Entre-temps, à coup de titres isolés clippés comme il se doit et diffusés sur tous les canaux traditionnels ou 2.0, il est devenu une des stars de la musique nigériane. Son rayonnement s’est propagé d’abord sur tout le continent auprès des artistes de la nouvelle génération et ensuite au-delà, comme en témoigne sa récente participation au double album Poison ou Antidote du Franco-congolais Dadju.
Au cours des « sept longues années » qui séparent ses deux projets discographiques, l’artiste de 27 ans assure sur sa page Facebook être « passé par un processus de changements importants ». Il le résume en quelques phrases : « Dans les moments tristes, j’ai perdu des proches, famille et amis. Et dans les moments les plus heureux, j’ai créé des vies (Imade, Hailey et David Jr). J’ai mené des combats de toutes sortes et sur tous les fronts : spirituel, physique, mental, émotionnel et même politique. »
L’auteur de ce qu’il qualifie lui-même d’« album du siècle » explique que A Good Time « parle de cette aptitude à faire confiance à ce qui se passe dans ta vie, à apprécier les bons moments et persévérer quand ça ne va pas. Il n’y a pas d’autre moment que le présent et c’est Un Bon Moment (A Good Time, NDR) d’être en vie, d’être un AFRICAIN FIER (sic) et de se battre pour la liberté des uns et des autres – dans l’unité ».

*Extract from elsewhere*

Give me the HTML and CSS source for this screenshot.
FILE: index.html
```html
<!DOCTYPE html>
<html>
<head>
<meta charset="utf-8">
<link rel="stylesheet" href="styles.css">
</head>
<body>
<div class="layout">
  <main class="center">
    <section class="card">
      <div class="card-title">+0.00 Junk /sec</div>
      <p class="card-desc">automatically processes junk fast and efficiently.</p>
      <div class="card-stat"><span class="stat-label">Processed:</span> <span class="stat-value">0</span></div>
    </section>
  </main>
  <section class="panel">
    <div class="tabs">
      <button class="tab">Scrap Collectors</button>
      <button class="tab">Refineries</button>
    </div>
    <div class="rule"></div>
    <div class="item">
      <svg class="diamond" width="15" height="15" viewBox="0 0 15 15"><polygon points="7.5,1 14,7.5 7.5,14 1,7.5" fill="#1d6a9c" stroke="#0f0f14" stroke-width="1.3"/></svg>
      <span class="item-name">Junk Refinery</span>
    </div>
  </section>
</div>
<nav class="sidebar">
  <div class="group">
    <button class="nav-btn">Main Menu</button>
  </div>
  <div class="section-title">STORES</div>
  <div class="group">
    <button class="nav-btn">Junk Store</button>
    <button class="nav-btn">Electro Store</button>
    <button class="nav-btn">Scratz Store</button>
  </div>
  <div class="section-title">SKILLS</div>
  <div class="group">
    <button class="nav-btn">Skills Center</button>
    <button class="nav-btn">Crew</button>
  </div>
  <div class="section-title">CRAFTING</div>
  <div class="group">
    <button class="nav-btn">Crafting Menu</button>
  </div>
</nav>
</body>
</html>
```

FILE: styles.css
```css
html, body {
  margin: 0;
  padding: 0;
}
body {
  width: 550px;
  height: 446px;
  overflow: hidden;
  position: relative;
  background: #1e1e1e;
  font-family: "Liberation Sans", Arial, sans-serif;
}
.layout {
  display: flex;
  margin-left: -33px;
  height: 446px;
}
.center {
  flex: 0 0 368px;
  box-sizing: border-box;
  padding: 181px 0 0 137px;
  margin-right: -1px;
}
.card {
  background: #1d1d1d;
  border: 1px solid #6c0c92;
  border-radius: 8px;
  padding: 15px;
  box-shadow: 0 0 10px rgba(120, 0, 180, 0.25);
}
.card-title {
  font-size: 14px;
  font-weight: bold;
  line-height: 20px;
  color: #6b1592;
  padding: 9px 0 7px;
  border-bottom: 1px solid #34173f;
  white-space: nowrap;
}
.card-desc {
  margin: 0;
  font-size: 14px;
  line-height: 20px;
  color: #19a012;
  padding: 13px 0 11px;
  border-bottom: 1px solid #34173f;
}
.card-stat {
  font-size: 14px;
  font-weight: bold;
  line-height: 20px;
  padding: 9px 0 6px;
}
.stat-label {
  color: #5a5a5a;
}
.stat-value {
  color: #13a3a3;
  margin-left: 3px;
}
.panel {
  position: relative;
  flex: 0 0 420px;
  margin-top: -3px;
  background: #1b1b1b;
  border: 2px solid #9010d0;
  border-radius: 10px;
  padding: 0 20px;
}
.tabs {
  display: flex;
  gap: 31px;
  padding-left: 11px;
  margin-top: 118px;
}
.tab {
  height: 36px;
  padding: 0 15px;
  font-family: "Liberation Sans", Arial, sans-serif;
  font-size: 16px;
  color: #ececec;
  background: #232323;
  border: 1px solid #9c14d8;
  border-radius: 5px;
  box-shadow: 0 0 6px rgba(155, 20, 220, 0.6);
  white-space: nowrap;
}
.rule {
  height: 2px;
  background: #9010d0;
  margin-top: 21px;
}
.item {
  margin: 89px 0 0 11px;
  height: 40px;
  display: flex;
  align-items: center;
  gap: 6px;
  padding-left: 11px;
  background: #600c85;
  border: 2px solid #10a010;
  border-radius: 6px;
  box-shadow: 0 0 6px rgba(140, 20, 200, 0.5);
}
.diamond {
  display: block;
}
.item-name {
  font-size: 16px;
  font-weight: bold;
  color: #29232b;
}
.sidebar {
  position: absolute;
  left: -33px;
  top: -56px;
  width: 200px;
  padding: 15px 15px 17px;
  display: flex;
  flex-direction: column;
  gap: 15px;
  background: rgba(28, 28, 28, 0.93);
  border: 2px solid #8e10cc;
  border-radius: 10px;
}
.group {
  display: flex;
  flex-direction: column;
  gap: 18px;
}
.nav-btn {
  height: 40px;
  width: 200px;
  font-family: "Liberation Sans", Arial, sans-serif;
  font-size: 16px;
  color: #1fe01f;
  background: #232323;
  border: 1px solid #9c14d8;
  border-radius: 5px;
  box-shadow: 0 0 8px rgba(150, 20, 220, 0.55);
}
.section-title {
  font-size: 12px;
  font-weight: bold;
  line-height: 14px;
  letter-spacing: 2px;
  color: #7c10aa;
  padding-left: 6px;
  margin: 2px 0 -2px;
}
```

La pochette de l’album est l’illustration même de ses propos. Au recto, pour évoquer les moments agréables, un dessin qui conjugue à la fois l’inspiration de la cène et celle d’une party qui pourrait se dérouler dans une grande villa à Miami, avec le faste qui convient, et en personnage central un Davido qui grimpe sur la table pour danser. Bref, la fête, sous les palmiers et les cotillons. Au verso, aux côtés de son père Adedeji Adeleke, l’une des plus grosses fortunes du pays, le chanteur se recueille devant une statue néo-classique représentant sa mère décédée.
Effectifs pléthoriques
Sur les dix-sept titres (soixante minutes au total), quelques-uns ont déjà contribué à la popularité de l’artiste et il lui aurait été difficile de ne pas les inclure, comme If et Fall parus en 2017. En guise de teaser lâché en juillet, Blow My Mind avait aussi parfaitement rempli son objectif : grâce à ce duo avec le roi du r’n’b américain Chris Brown, le Nigérian est revenu dans le jeu en devançant son compatriote et ex-meilleur ennemi Wizkid dans la course au million de vues, atteint seulement onze heures après la mise en ligne de la vidéo !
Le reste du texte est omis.